I was sweating and not because of the weather. The sun was actually hid by the overhanging cumulonimbus clouds. For the past three days, the incessant rains had pounded the corrugated roof sheets to no end.
I had woken up in high spirits. But this was short-lived as I spotted the landlord Mr Tigere approaching the house through a chink in the window. I called him Mr Tiger as he never made a mistake. He was the hound coming after its prey every monthend.
I had immediately retreated to the bedroom all the time frantically making a sign to my wife, Mai Maidei, that I was not there.
By the time Mr Tiger knocked on the door, Mai Maidei was already at the door. There was bad blood between the two of them.
I could hear their voices clearly.
“I have come for my money,” said Mr Tiger.
“He is not here,” replied my wife.
“I am not leaving until he comes back,” said my landlord.
I had not expected to hear this. And how was I going to leave the house? I was under house siege. I had no money. I was totally broke. My brokenness was not about January “disease.” The truth of the matter is I never had any at all for the 12 months of the year.
I could hardly put enough food on the table. I then heard the sound of the kitchen chair as Mai Maidei tried to make the landlord comfortable. And then she came back in the bedroom.
“I told you before that you must save the rent money,” whispered my wife in my ear.
“He said he is not going away until you come back. He is in the garden.”
I had no money and I had exhausted all the sources I could borrow from. The salary had come and gone and I hardly noticed it. Nothing had changed. I was actually poorer.
It was now a cat-and-mouse game with my landlord. It meant I had to stay indoors all day long. The rest now depended on the patience of my landlord.
I had nothing to do. I dug out last week’s edition of a daily newspaper.
The story of Muvhevhi, the ex CIO had made harrowing headlines. He murdered three people in Hwedza. He had callously shot a prophet at a shrine just because he had not liked the prophecy about him. As the police went after him, he shot and killed the officer-in-charge without any remorse at all.

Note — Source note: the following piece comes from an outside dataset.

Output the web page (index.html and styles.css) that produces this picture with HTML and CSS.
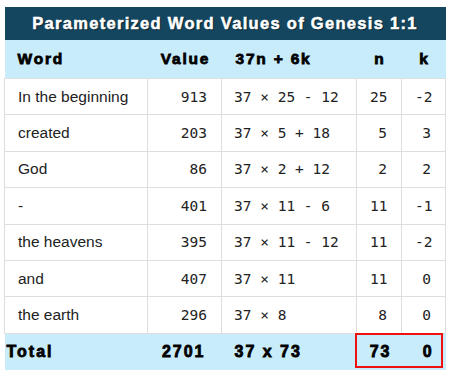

No one would expect this to happen. This incident shook the Hwedza community to the core. It seemed “man born of woman” was becoming more dangerous than the wild animals that roamed in the wilderness.
Another story that caught my eye was the tragic accident that involved a Rimbi bus and a Zebra Kiss bus. Some names are better left alone. For a bus operator, the Zebra “kiss” was stretching it too far. The conductor had apparently filmed his own death up to the time the bus rammed into the back of a trailer. From time to time, I peeped through the window. Mr Tiger was sitting idly under the mango tree in the back yard. From the look of things, he was not going anywhere soon. He was lucky not to have Elvis Muvhevhi as his tenant.
This running away from the landlord always left me mentally exhausted. And only last month, one of my neighbours, John Phiri had been evicted unceremoniously from his lodgings. His belongings had been dumped in the open. The rain had damaged most of the furniture and clothes by the time a good Samaritan had offered some form of shelter away from the rains. I did not want such an ignominious eviction. Like a drowning man, I was just managing to stick my head above the water.
Even the thought that I was not alone in this dilemma did not give me comfort. Many people were out of employment and failing to make ends meet. Those who were employed we are at sixes and sevens. The salaries were not enough.
The result was every end of month, the removal trucks made a good trade transporting lodgers, as many were evicted and others made the first move to affordable lodgings. Raising children in the ghetto was not easy.
I suddenly heard Mai Maidei talking with one of our neighbours and I was thinking that I was safe from the landlord. As I tried to sneak into the kitchen for a glass of water, I suddenly came face-to-face with Mr Tiger. He had become tired of waiting in the backyard and had decided to investigate.
He danced: “Ooh, you are hiding from me! I want my money or else you go right now,” he said.
“Let me explain,” I stammered, all my composure gone.
“I don’t need any explanation. I don’t “eat” explanations,” he thundered.
The landlord was now tired of my explanations. I was facing an embarrassing eviction, the worst thing that could harm a man’s integrity.